Park City reaches $38 million deal for treasured Bonanza Flats
Acquisition will be a crowning achievement in conservation program
City Hall has reached a $38 million deal to acquire the long-sought acreage of Bonanza Flats, a high-altitude piece of ground just outside the city limits that conservationists have treasured for decades.
It will be one of the crowning acquisitions in Park City’s conservation program. The deal quickly won broad praise from activists as the Park City Council on Thursday night, to applause, unanimously approved an option agreement with the landowner, a firm called Redus, LLC.
The $38 million price tag makes Bonanza Flats the most expensive acquisition in the history of Park City’s open space program. Park City voters in November authorized a $25 million ballot measure with the hope that a deal could be reached to acquire Bonanza Flats. The remaining $13 million, though, must be raised in coming months.
“All of us here have a special relationship with this land,” Mayor Jack Thomas said at a press conference on Thursday afternoon.
The land encompasses 1,350 acres in Wasatch County and is situated downhill from Guardsman Pass. Conservationists and developers have prized the land for years. Developers have considered golf-and-ski projects on Bonanza Flats while conservationists have envisioned the land being set aside instead. Park City officials have said in recent months a developer was interested in acquiring Bonanza Flats for a high-end project.
Bonanza Flats was historically held by United Park City Mines, the modern-day successor to the historic silver-mining industry, and later came under the control of the Talisker corporate family. Lenders took over the property and some others held by the Talisker corporate family in a broad foreclosure case.
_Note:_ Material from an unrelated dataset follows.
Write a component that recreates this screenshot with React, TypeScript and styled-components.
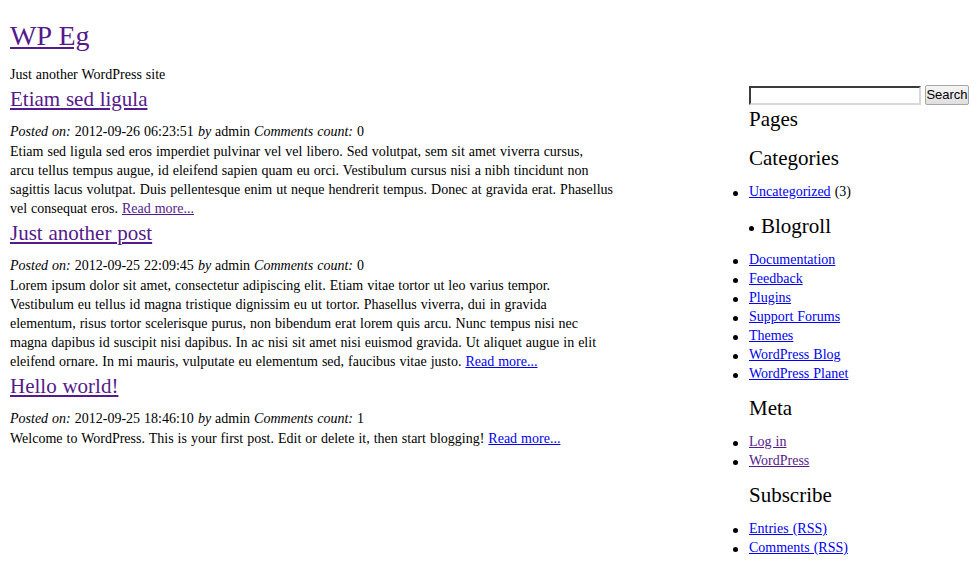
import React from "react";
import styled, { createGlobalStyle } from "styled-components";

const GlobalStyle = createGlobalStyle`
  html, body {
    margin: 0;
    padding: 0;
    background: #ffffff;
  }
  body {
    font-family: "Liberation Serif", "Times New Roman", serif;
    font-size: 14px;
    line-height: 19px;
    word-spacing: 0.5px;
    color: #000000;
  }
`;

const Page = styled.div`
  padding: 0 8px 0 10px;
`;

const Header = styled.header`
  display: flex;
  flex-direction: column;
`;

const SiteTitle = styled.h1`
  margin: 20px 0 0;
  font-size: 28px;
  line-height: 32px;
  font-weight: normal;
`;

const Tagline = styled.div`
  margin-top: 13px;
`;

const Link = styled.a<{ $visited?: boolean }>`
  color: ${(p) => (p.$visited ? "#551a8b" : "#0000ee")};
  text-decoration: underline;
  cursor: pointer;
`;

const Columns = styled.div`
  display: flex;
  justify-content: space-between;
  align-items: flex-start;
`;

const Main = styled.main`
  width: 610px;
`;

const Post = styled.article`
  display: flex;
  flex-direction: column;
`;

const PostTitle = styled.h2`
  margin: 2.5px 0 11.5px;
  font-size: 21px;
  line-height: 24px;
  font-weight: normal;
`;

const Meta = styled.div`
  margin-bottom: 1px;
`;

const Excerpt = styled.p`
  margin: 0;
`;

const Line = styled.span`
  display: block;
  white-space: nowrap;
`;

const Sidebar = styled.aside`
  width: 220px;
  padding-top: 1px;
`;

const SearchForm = styled.form`
  display: flex;
  align-items: center;
  gap: 4px;
  margin: 0 0 2px;
`;

const SearchInput = styled.input`
  box-sizing: border-box;
  width: 172px;
  height: 19px;
  margin: 0;
  padding: 1px 2px;
  border: 2px inset #d8d8d8;
  border-top-color: #8f8f8f;
  border-left-color: #8f8f8f;
  background: #ffffff;
  font-family: "Liberation Sans", Arial, sans-serif;
  font-size: 13px;
  outline: none;
`;

const SearchButton = styled.button`
  box-sizing: border-box;
  width: 45px;
  height: 20px;
  margin: 0;
  padding: 0;
  border: 1px solid #a6a6a6;
  border-radius: 2px;
  background: linear-gradient(#f6f6f6, #dedede);
  color: #000000;
  font-family: "Liberation Sans", Arial, sans-serif;
  font-size: 13px;
  line-height: 18px;
  word-spacing: 0;
`;

const Widget = styled.section<{ $empty?: boolean }>`
  display: flex;
  flex-direction: column;
  margin-bottom: ${(p) => (p.$empty ? "3px" : "0")};
`;

const WidgetTitle = styled.h2`
  margin: 0 0 12px;
  font-size: 21px;
  line-height: 24px;
  font-weight: normal;
`;

const BulletTitleRow = styled.div`
  display: flex;
  align-items: center;
  margin: 0 0 12px;
`;

const SmallDot = styled.span`
  flex: none;
  width: 5px;
  height: 5px;
  border-radius: 50%;
  background: #000000;
  margin: 5px 7px 0 0;
`;

const BulletTitle = styled.h2`
  margin: 0;
  font-size: 21px;
  line-height: 24px;
  font-weight: normal;
`;

const WidgetList = styled.ul`
  margin: 0 0 13px;
  padding: 0;
  list-style: none;
`;

const Item = styled.li`
  position: relative;

  &::before {
    content: "";
    position: absolute;
    left: -16px;
    top: 9px;
    width: 5px;
    height: 5px;
    border-radius: 50%;
    background: #000000;
  }
`;

const posts = [
  {
    title: "Etiam sed ligula",
    date: "2012-09-26 06:23:51",
    count: 0,
    lines: [
      "Etiam sed ligula sed eros imperdiet pulvinar vel vel libero. Sed volutpat, sem sit amet viverra cursus,",
      "arcu tellus tempus augue, id eleifend sapien quam eu orci. Vestibulum cursus nisi a nibh tincidunt non",
      "sagittis lacus volutpat. Duis pellentesque enim ut neque hendrerit tempus. Donec at gravida erat. Phasellus",
      "vel consequat eros.",
    ],
    moreVisited: true,
  },
  {
    title: "Just another post",
    date: "2012-09-25 22:09:45",
    count: 0,
    lines: [
      "Lorem ipsum dolor sit amet, consectetur adipiscing elit. Etiam vitae tortor ut leo varius tempor.",
      "Vestibulum eu tellus id magna tristique dignissim eu ut tortor. Phasellus viverra, dui in gravida",
      "elementum, risus tortor scelerisque purus, non bibendum erat lorem quis arcu. Nunc tempus nisi nec",
      "magna dapibus id suscipit nisi dapibus. In ac nisi sit amet nisi euismod gravida. Ut aliquet augue in elit",
      "eleifend ornare. In mi mauris, vulputate eu elementum sed, faucibus vitae justo.",
    ],
    moreVisited: false,
  },
  {
    title: "Hello world!",
    date: "2012-09-25 18:46:10",
    count: 1,
    lines: [
      "Welcome to WordPress. This is your first post. Edit or delete it, then start blogging!",
    ],
    moreVisited: false,
  },
];

const blogroll = [
  "Documentation",
  "Feedback",
  "Plugins",
  "Support Forums",
  "Themes",
  "WordPress Blog",
  "WordPress Planet",
];

export default function App() {
  return (
    <>
      <GlobalStyle />
      <Page>
        <Header>
          <SiteTitle>
            <Link $visited href="#">
              WP Eg
            </Link>
          </SiteTitle>
          <Tagline>Just another WordPress site</Tagline>
        </Header>
        <Columns>
          <Main>
            {posts.map((p) => (
              <Post key={p.title}>
                <PostTitle>
                  <Link $visited href="#">
                    {p.title}
                  </Link>
                </PostTitle>
                <Meta>
                  <i>Posted on:</i> {p.date} <i>by</i> admin{" "}
                  <i>Comments count:</i> {p.count}
                </Meta>
                <Excerpt>
                  {p.lines.map((l, i) => (
                    <Line key={i}>
                      {l}
                      {i === p.lines.length - 1 && (
                        <>
                          {" "}
                          <Link $visited={p.moreVisited} href="#">
                            Read more...
                          </Link>
                        </>
                      )}
                    </Line>
                  ))}
                </Excerpt>
              </Post>
            ))}
          </Main>
          <Sidebar>
            <SearchForm onSubmit={(e) => e.preventDefault()}>
              <SearchInput type="text" aria-label="Search" />
              <SearchButton type="submit">Search</SearchButton>
            </SearchForm>
            <Widget $empty>
              <WidgetTitle>Pages</WidgetTitle>
            </Widget>
            <Widget>
              <WidgetTitle>Categories</WidgetTitle>
              <WidgetList>
                <Item>
                  <Link href="#">Uncategorized</Link> (3)
                </Item>
              </WidgetList>
            </Widget>
            <Widget>
              <BulletTitleRow>
                <SmallDot />
                <BulletTitle>Blogroll</BulletTitle>
              </BulletTitleRow>
              <WidgetList>
                {blogroll.map((b) => (
                  <Item key={b}>
                    <Link href="#">{b}</Link>
                  </Item>
                ))}
              </WidgetList>
            </Widget>
            <Widget>
              <WidgetTitle>Meta</WidgetTitle>
              <WidgetList>
                <Item>
                  <Link $visited href="#">
                    Log in
                  </Link>
                </Item>
                <Item>
                  <Link $visited href="#">
                    WordPress
                  </Link>
                </Item>
              </WidgetList>
            </Widget>
            <Widget>
              <WidgetTitle>Subscribe</WidgetTitle>
              <WidgetList>
                <Item>
                  <Link href="#">Entries (RSS)</Link>
                </Item>
                <Item>
                  <Link href="#">Comments (RSS)</Link>
                </Item>
              </WidgetList>
            </Widget>
          </Sidebar>
        </Columns>
      </Page>
    </>
  );
}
The seller is a firm called Redus, LLC. It is tied to Wells Fargo and Midtown Acquisitions, L.P., the lenders that brought the foreclosure case.
Park City leaders saw the foreclosure as an opportunity to approach the lenders about the prospects of a conservation deal, putting a bond on the ballot to ensure there was voter authorization should an agreement be reached. Voters approved the $25 million ballot measure overwhelmingly just more than two months ago. The deal was not made public until it appeared on a City Council agenda early in the week.
“Wells Fargo strongly supports the preservation of the Bonanza Flats property,” Daniel Bartok, a Wells Fargo executive vice president, said in a prepared statement released by City Hall. “We are pleased to have reached an agreement with Park City that will benefit the entire community.”
A representative of the seller who attended the City Council meeting declined further comment.
Park City agreed to make a $1.5 million option payment as a result of the vote on Thursday. The closing date planned for March 15, meaning the remainder of the $38 million must be paid. City Hall in the agreement, though, negotiated a second option, also pegged at $1.5 million. The second option would extend the closing date until June 15.
The timeline leaves just months for the additional $13 million to be raised. Park City will work with a coalition of government entities and not-for-profit organizations to mount a fundraising campaign. Representatives from a group of high-profile organizations appeared at the press conference to pledge their support to the effort. Wendy Fisher, who leads the not-for-profit Utah Open Lands and is a longtime conservation advocate, said preserving Bonanza Flats is “critically important” for Park City and the Wasatch Front. Carl Fisher, the executive director of Save Our Canyons, said the deal presents the opportunity to “once and for all protect this place.”
Roger Armstrong, a member of the Summit County Council, also attended on Thursday in support of the acquisition. His presence was important since it is highly likely the County Courthouse will be involved as the $13 million is raised. In an interview, Armstrong said he anticipates Summit County will be “one of several participants” as the remaining funding is finalized. Armstrong said there is funding available through a voter-approved bond in the Snyderville Basin that included monies for open space as well as regular County Courthouse funding.
“We haven’t finalized a deal yet,” he said about the involvement of the County Courthouse. “We’re discussing the amount and the mechanism.”
Property taxes will increase
The November ballot measure approved by voters in Park City was meant to raise funds for the acquisition of Bonanza Flats with the pledge that the bonds would not be sold if a deal was not reached.
City Hall anticipates it will sell the bonds in May, making the funds available in June. If the bonds are sold in May, the increase in property taxes would be reflected on bills that will be due Nov. 1.
Someone who owns a primary home would pay an additional $15.15 for each $100,000 of assessed value. The owner of a vacation home or a commercial property would pay another $27.54 per each $100,000 in assessed value. The bonds would be paid off over a 15-year span.